I cannot go anywhere for hours, as far as leaving the house. The times that I had to leave within the first hour, were stories of extreme difficulty and probably unsafe driving, due to the pain level.

After the meds kick in a little, I have to walk around slowly and try to do some yoga stretches. I will tell you that yoga stretches can do wonders, once you can move at all.

Here are the Yoga Stretches I Do

1. Mountain pose – standing upright

2. Slowly reach down towards my toes – I repeat this several times. Each time I can get down a little farther

3. squat with feet between hands

4. Cobra – lay flat on stomach on the floor. Press hands to the floor and push with your hands to stretch up the head and upper back, while leaving the hip bones on the floor

5. repeat the cobra as many times as i can, very slowly

6. Twists  of the  hips –  lay on back, Bring knees up to chest. Take the knees to the right and your head and chest to the left.
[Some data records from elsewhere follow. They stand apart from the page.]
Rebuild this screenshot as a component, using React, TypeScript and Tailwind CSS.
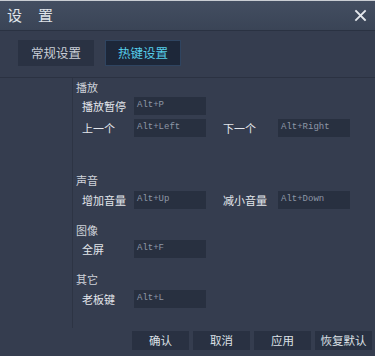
import React from "react";

const font = { fontFamily: '"Noto Sans CJK SC", "Noto Sans", sans-serif' };

function KeyBox({ value }: { value: string }) {
  return (
    <div className="w-[72px] h-[18px] bg-[#283040] flex items-center pl-[3px] text-[9px] text-[#8e97a6] font-['Liberation_Mono',monospace]">
      {value}
    </div>
  );
}

function Row({ label, value, wide }: { label: string; value: string; wide?: boolean }) {
  return (
    <div className="flex items-center h-[18px]">
      <span className={(wide ? "w-[61px]" : "w-[58px]") + " pl-[6px] text-[11px] text-[#e3e6eb] whitespace-nowrap"}>{label}</span>
      <KeyBox value={value} />
    </div>
  );
}

export default function App() {
  return (
    <div style={font} className="w-[375px] h-[356px] bg-[#353d4f] flex flex-col overflow-hidden select-none">
      <div className="h-[31px] shrink-0 border-t border-[#c9cdd3] bg-gradient-to-b from-[#434e61] to-[#3a4456] border-b border-b-[#2a3242] flex items-center justify-between pl-[7px] pr-[7px]">
        <span className="text-[15px] text-[#dfe3e9] tracking-[16px]">设置</span>
        <svg width="13" height="13" viewBox="0 0 13 13" className="mr-[1px]">
          <path d="M2 2 L11 11 M11 2 L2 11" stroke="#e4e7ec" strokeWidth="1.8" strokeLinecap="square" />
        </svg>
      </div>

      <div className="h-[46px] shrink-0 flex items-start gap-[11px] pl-[18px] pt-[9px]">
        <div className="w-[76px] h-[26px] bg-[#2a3243] flex items-center justify-center text-[12.5px] text-[#c9ced6]">常规设置</div>
        <div className="w-[76px] h-[26px] bg-[#1d2739] border border-[#2f4460] flex items-center justify-center text-[12.5px] text-[#56cde9]">热键设置</div>
      </div>

      <div className="flex border-t border-[#2b3242] h-[251px] shrink-0">
        <div className="w-[73px] border-r border-[#2d3444] shrink-0" />
        <div className="flex flex-col pl-[3px]">
          <div className="mt-[2px] h-[14px] leading-[14px] text-[11px] text-[#cfd3da]">播放</div>
          <div className="mt-[3px]"><Row label="播放暂停" value="Alt+P" /></div>
          <div className="mt-[4px] flex">
            <Row label="上一个" value="Alt+Left" />
            <div className="ml-[11px]"><Row label="下一个" value="Alt+Right" wide /></div>
          </div>
          <div className="mt-[36px] h-[14px] leading-[14px] text-[11px] text-[#cfd3da]">声音</div>
          <div className="mt-[4px] flex">
            <Row label="增加音量" value="Alt+Up" />
            <div className="ml-[11px]"><Row label="减小音量" value="Alt+Down" wide /></div>
          </div>
          <div className="mt-[14px] h-[14px] leading-[14px] text-[11px] text-[#cfd3da]">图像</div>
          <div className="mt-[3px]"><Row label="全屏" value="Alt+F" /></div>
          <div className="mt-[14px] h-[14px] leading-[14px] text-[11px] text-[#cfd3da]">其它</div>
          <div className="mt-[4px]"><Row label="老板键" value="Alt+L" /></div>
        </div>
      </div>

      <div className="flex gap-[4px] pl-[132px] mt-[3px]">
        {["确认", "取消", "应用", "恢复默认"].map((t) => (
          <div key={t} className="w-[57px] h-[19px] bg-[#293142] flex items-center justify-center text-[11.5px] text-[#dde1e7]">
            {t}
          </div>
        ))}
      </div>
    </div>
  );
}
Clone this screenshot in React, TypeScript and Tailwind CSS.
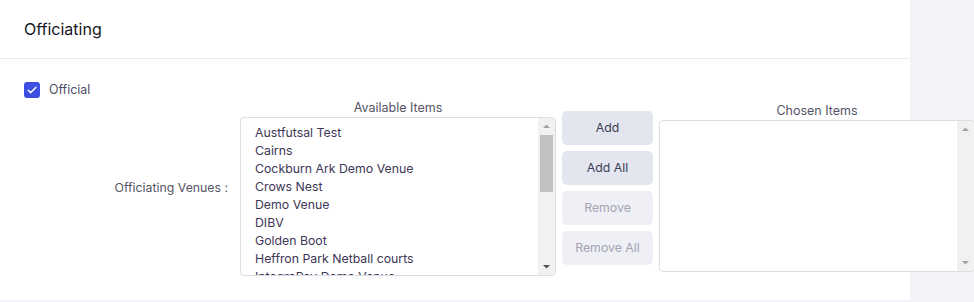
import React from "react";

const venues = [
  "Austfutsal Test",
  "Cairns",
  "Cockburn Ark Demo Venue",
  "Crows Nest",
  "Demo Venue",
  "DIBV",
  "Golden Boot",
  "Heffron Park Netball courts",
  "IntegraPay Demo Venue",
  "Kingston Park",
  "Lakeside Stadium",
];

function Arrow({ up, color }: { up: boolean; color: string }) {
  return (
    <svg width="17" height="17" viewBox="0 0 17 17">
      {up ? (
        <path d="M5 10 L12 10 L8.5 6.5 Z" fill={color} />
      ) : (
        <path d="M5 7 L12 7 L8.5 10.5 Z" fill={color} />
      )}
    </svg>
  );
}

function ScrollBar({ thumb }: { thumb: boolean }) {
  return (
    <div className="w-[17px] shrink-0 bg-[#f1f1f1] flex flex-col">
      <Arrow up color="#a3a3a3" />
      <div className="flex-1 flex flex-col">
        {thumb && <div className="mx-[2px] h-[57px] bg-[#c1c1c1]"></div>}
      </div>
      <Arrow up={false} color={thumb ? "#505050" : "#a3a3a3"} />
    </div>
  );
}

export default function App() {
  const font = { fontFamily: "Inter, 'Open Sans', sans-serif" };
  return (
    <div className="w-[974px] h-[302px] bg-[#f1f3f8] overflow-hidden" style={font}>
      <div className="w-[910px] h-[300px] bg-white">
        <div className="h-[59px] px-6 flex items-center border-b border-[#ececf0]">
          <span className="text-[16px] text-[#15151f]">Officiating</span>
        </div>
        <div className="pt-[23px] pl-6">
          <label className="flex items-center gap-[9px] h-4">
            <span className="w-4 h-4 rounded-[3px] bg-[#3d4fe3] flex items-center justify-center">
              <svg width="10" height="8" viewBox="0 0 10 8" fill="none">
                <path d="M1.2 4.2 L3.8 6.6 L8.8 1.4" stroke="white" strokeWidth="1.5" strokeLinecap="round" strokeLinejoin="round" />
              </svg>
            </span>
            <span className="text-[12.4px] text-[#4d4d66] pt-[1px]">Official</span>
          </label>
        </div>
        <div className="flex mt-[2px]">
          <div className="w-[240px] shrink-0 flex items-center justify-end pr-3">
            <span className="text-[12.3px] text-[#555566]">Officiating Venues :</span>
          </div>
          <div className="w-[316px] shrink-0 flex flex-col">
            <div className="h-[17px] flex items-center justify-center text-[12.5px] text-[#555566]">Available Items</div>
            <div className="h-[159px] border border-[#dcdde6] rounded-[4px] overflow-hidden flex">
              <div className="flex-1 overflow-hidden pt-[6px]">
                {venues.map((v) => (
                  <div key={v} className="pl-[14px] leading-[18px] text-[12.3px] text-[#3d3656] whitespace-nowrap">
                    {v}
                  </div>
                ))}
              </div>
              <ScrollBar thumb />
            </div>
          </div>
          <div className="w-[91px] shrink-0 ml-[6px] mt-[11px] flex flex-col gap-[6px]">
            <button className="h-[34px] rounded-[5px] bg-[#e3e5ef] text-[12.3px] text-[#3b3b55]">Add</button>
            <button className="h-[34px] rounded-[5px] bg-[#e3e5ef] text-[12.3px] text-[#3b3b55]">Add All</button>
            <button className="h-[34px] rounded-[5px] bg-[#eff0f5] text-[12.3px] text-[#a3a3b3]">Remove</button>
            <button className="h-[34px] rounded-[5px] bg-[#eff0f5] text-[12.3px] text-[#a3a3b3]">Remove All</button>
          </div>
          <div className="w-[316px] shrink-0 ml-[6px] flex flex-col pt-[3px]">
            <div className="h-[17px] flex items-center justify-center text-[12.5px] text-[#555566]">Chosen Items</div>
            <div className="h-[152px] border border-[#dcdde6] rounded-[4px] overflow-hidden flex bg-white">
              <div className="flex-1"></div>
              <ScrollBar thumb={false} />
            </div>
          </div>
        </div>
      </div>
    </div>
  );
}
The bring the knees up to the chest and bring the knees to the left while the head and neck go to the right. This twist helps a lot for the lower back and the hips, where i have a lot of pain.

7. Warrior poses –  warrior pose 1 and warrior pose 2. I used to be able to do warrior pose 3, but it is too difficult for the morning. I cannot balance it.

These stretches help. You must do the slowly and with attention being paid to your body, in order to respect any limitation, which can vary from one day to the next.

Once i do the yoga, I sit in the bed and blog for a while, hoping for the pain meds to kick in more. On bad days I have to take more gabapentin (neurontin for nerve pain) or I have to take extra aleve, which I try to keep to a reasonable amount because it can cause other problems. 

Sometimes I have to take the muscle relaxer but I try the yoga first because the tizanidine can make me sleepy or sluggish.

I may make a video of my routine, although I am no expert on yoga. But I do know what helps me.

You can try ice on very painful areas. Ice helps to numb pain and reduce inflammation.

You can try heat, like a heating pad, or a rice bag in the microwave for 2 minutes. You can out regular dry rice into a sock. No more that 2 minutes in the microwave and better to do 1 minute and then 30 second increments.